Sivil toplum kuruluşlarının, özellikle de köy derneklerinin sayısı her geçen gün artıyor. Üstelik bu derneklerin büyük bir kısmı oldukça faal; sürekli etkinlik düzenliyor, insanları bir araya getiriyor, toplumsal bağı diri tutmaya çalışıyor. Bu, elbette takdir edilmesi gereken bir durum.
Ancak bir noktada ciddi bir eksikliğimiz olduğunu da kabul etmemiz gerekiyor: Kültürel ve sanatsal faaliyetlerde yeterince yer almıyoruz. Belki bölgesel bir alışkanlık, belki de zamanla oluşmuş bir kültür; ama ne olursa olsun, toplum olarak eğlencenin öncelikli hâle geldiğini görmek üzücü. Elbette eğlence programları, geceler, matineler olacak—bunlar sosyal hayatın doğasında var. İnsanların bir araya gelmesi, neşelenmesi, kaynaşması elbette önemli.
Fakat asıl eksik olan, eğitici, geliştirici, kültür ve sanat odaklı etkinliklerin geri planda kalması. Bu tür faaliyetler toplumun ufkunu genişletir, düşünce dünyasını besler, gençlere yeni kapılar açar.
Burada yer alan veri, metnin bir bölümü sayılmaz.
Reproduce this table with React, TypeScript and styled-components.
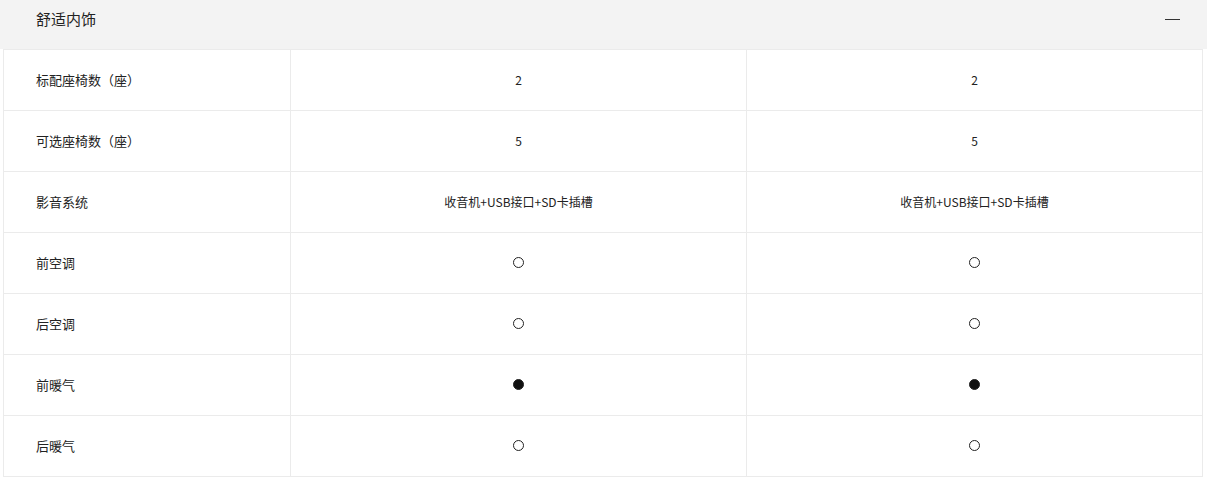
import React from "react";
import styled, { createGlobalStyle } from "styled-components";

const Global = createGlobalStyle`
  html, body { margin: 0; padding: 0; background: #fff; }
  body { font-family: "Noto Sans CJK SC", "Noto Sans", sans-serif; color: #222; }
`;

const Page = styled.div`
  width: 1207px;
`;

const Header = styled.div`
  height: 49px;
  background: #f3f3f3;
  display: flex;
  align-items: flex-start;
  justify-content: space-between;
  padding: 0 27px 0 36px;
  box-sizing: border-box;
`;

const Title = styled.div`
  font-size: 15px;
  line-height: 37px;
  color: #222;
`;

const Collapse = styled.div`
  width: 15px;
  height: 1.5px;
  background: #333;
  margin-top: 18.5px;
`;

const Table = styled.div`
  margin-left: 3px;
  width: 1200px;
  border-left: 1px solid #ebebeb;
  border-top: 1px solid #ebebeb;
  box-sizing: border-box;
`;

const Row = styled.div`
  display: grid;
  grid-template-columns: 287px 456px 456px;
  height: 61px;
  border-bottom: 1px solid #ebebeb;
  box-sizing: border-box;
`;

const Cell = styled.div<{ $label?: boolean }>`
  display: flex;
  align-items: center;
  justify-content: ${(p) => (p.$label ? "flex-start" : "center")};
  padding-left: ${(p) => (p.$label ? "32px" : "0")};
  padding-bottom: 2px;
  border-right: 1px solid #ebebeb;
  font-size: ${(p) => (p.$label ? "13px" : "12px")};
  color: #222;
  box-sizing: border-box;
`;

const Dot = styled.span<{ $filled?: boolean }>`
  display: inline-block;
  width: 11px;
  height: 11px;
  border-radius: 50%;
  box-sizing: border-box;
  border: 1px solid #222;
  background: ${(p) => (p.$filled ? "#111" : "transparent")};
`;

type Val = string | { dot: "open" | "filled" };

const rows: { label: string; values: Val[] }[] = [
  { label: "标配座椅数（座）", values: ["2", "2"] },
  { label: "可选座椅数（座）", values: ["5", "5"] },
  { label: "影音系统", values: ["收音机+USB接口+SD卡插槽", "收音机+USB接口+SD卡插槽"] },
  { label: "前空调", values: [{ dot: "open" }, { dot: "open" }] },
  { label: "后空调", values: [{ dot: "open" }, { dot: "open" }] },
  { label: "前暖气", values: [{ dot: "filled" }, { dot: "filled" }] },
  { label: "后暖气", values: [{ dot: "open" }, { dot: "open" }] },
];

export default function App() {
  return (
    <Page>
      <Global />
      <Header>
        <Title>舒适内饰</Title>
        <Collapse />
      </Header>
      <Table>
        {rows.map((r) => (
          <Row key={r.label}>
            <Cell $label>{r.label}</Cell>
            {r.values.map((v, i) => (
              <Cell key={i}>
                {typeof v === "string" ? v : <Dot $filled={v.dot === "filled"} />}
              </Cell>
            ))}
          </Row>
        ))}
      </Table>
    </Page>
  );
}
Ne yazık ki derneklerin etkinlik planlamalarında eğlence programlarının ağırlığı, hatta kimi zaman yarış hâline dönüşmesi düşündürücü.
Evet, eğlence olmalı; ancak tek seçenek bu olmamalı. Aynı heyecan, aynı istek kültürel programlara da taşınmalı. Çünkü toplumları güçlü kılan sadece bir araya gelip eğlenmek değil; birlikte öğrenmek, birlikte üretmek ve birlikte gelişmektir.